Gök kubbe sıcaktı ve nem kokuyordu.

Ve rüzgâr

yükseldi ağır ağır, çoğaldı gitgide

birikti, birikti ve ânı-vahitte

«Ah edildi derinden

yer oynadı yerinden»,

yıkıldı köprüler kemerlerinden,

yazılı taşlar kapandı yüzükoyun

Çekin ki körükleri

ateşe girdi demir. ….”

1976’da DİSK’in ilk defa geniş katılımlı 1 Mayıs kutlaması, Taksim'de yapılmıştı.

Ve, 1977 1 Mayıs’ı. Taksim meydanı, silah sesleri, ezilenler… Tarih sayfalarına vurulan “Kanlı 1 Mayıs” mührü. Hala çözülemeyen sır içinde sırlar…

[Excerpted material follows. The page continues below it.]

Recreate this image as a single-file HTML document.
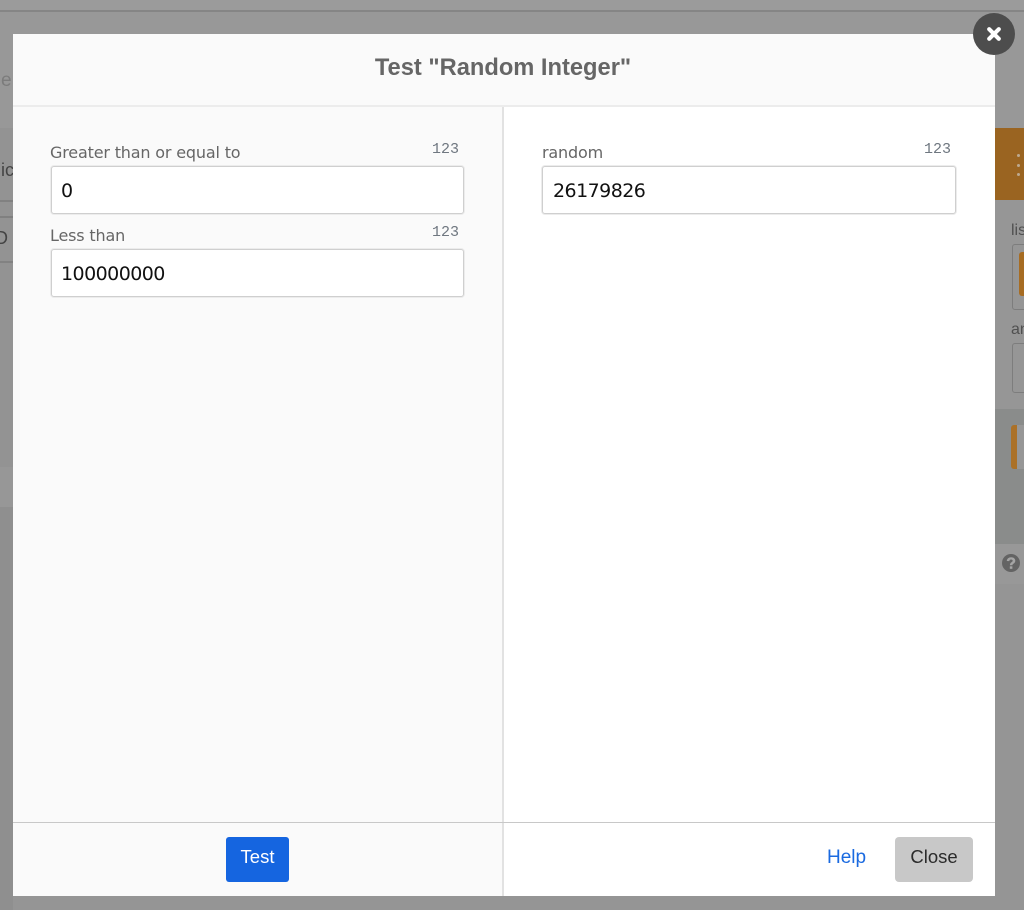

1979'da Sıkıyönetim Komutanlığı İstanbul'da miting yapılmasına izin vermedi, sokağa çıkma yasağı ilan etti ama, sokaklar da binlerce kişi korsan 1 Mayıs kutlamaları yapmıştı.

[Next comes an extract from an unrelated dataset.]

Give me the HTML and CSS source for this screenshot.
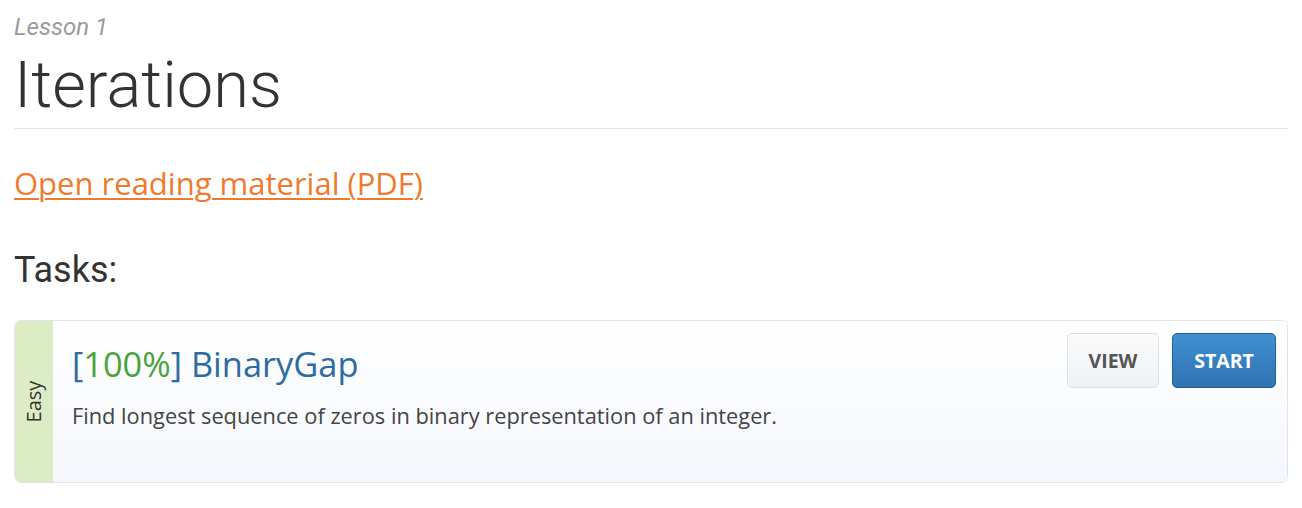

12 Eylül 1980 askeri darbesiyle yönetime el koyan Millî Güvenlik Konseyi gösteri yürüyüşleri ve mitinglerle birlikte 1 Mayıs kutlamaları da yasaklandı. "Bahar ve Çiçek Bayramı" adıyla resmî tatil günü olmaktan da çıkardı.

Adı bahar da olsa, 1 Mayıslar bazen Taksim Meydani’de bazen sürgün alanlarında hep kutlanmayı sürdürdü.

2008 Nisan'ında, adı "Emek ve Dayanışma Günü" oldu. 5892 sayılı yasa ile 1 Mayıs resmi tatil ilan edilmişti. Bu yıllara geldiğimizde unutmaya yüz tuttuğumuz işçi hakkıyla özdeş “Grev” vardı kı, o şiirlerde kaldı. Atilla İlhan’ın dizeleriyle bugünü bitirelim:

“yıldız alacasında çoktular çok basıyorlardı yere

saklı gülüşmeleriyle utangaç birer çocuktular

omuzları dalga dalgaydı sığmıyordu hiçbir yere

ağır çekiyorlardı yumruklarıyla korkunçtular

 

durmuştu duracaktı transmisyon kayışları fabrikanın

dinamolar şafakta son ampullerini çatlatıyordu

şalteri indirecekti birazdan son işçisi son vardiyanın

dışarıdaki kalabalık sessiz ve kararlı dayatıyordu

 

bin başlı on bin ayaklı sanki bir devdiler

grev oylamasında bir ağızdan grev dediler.”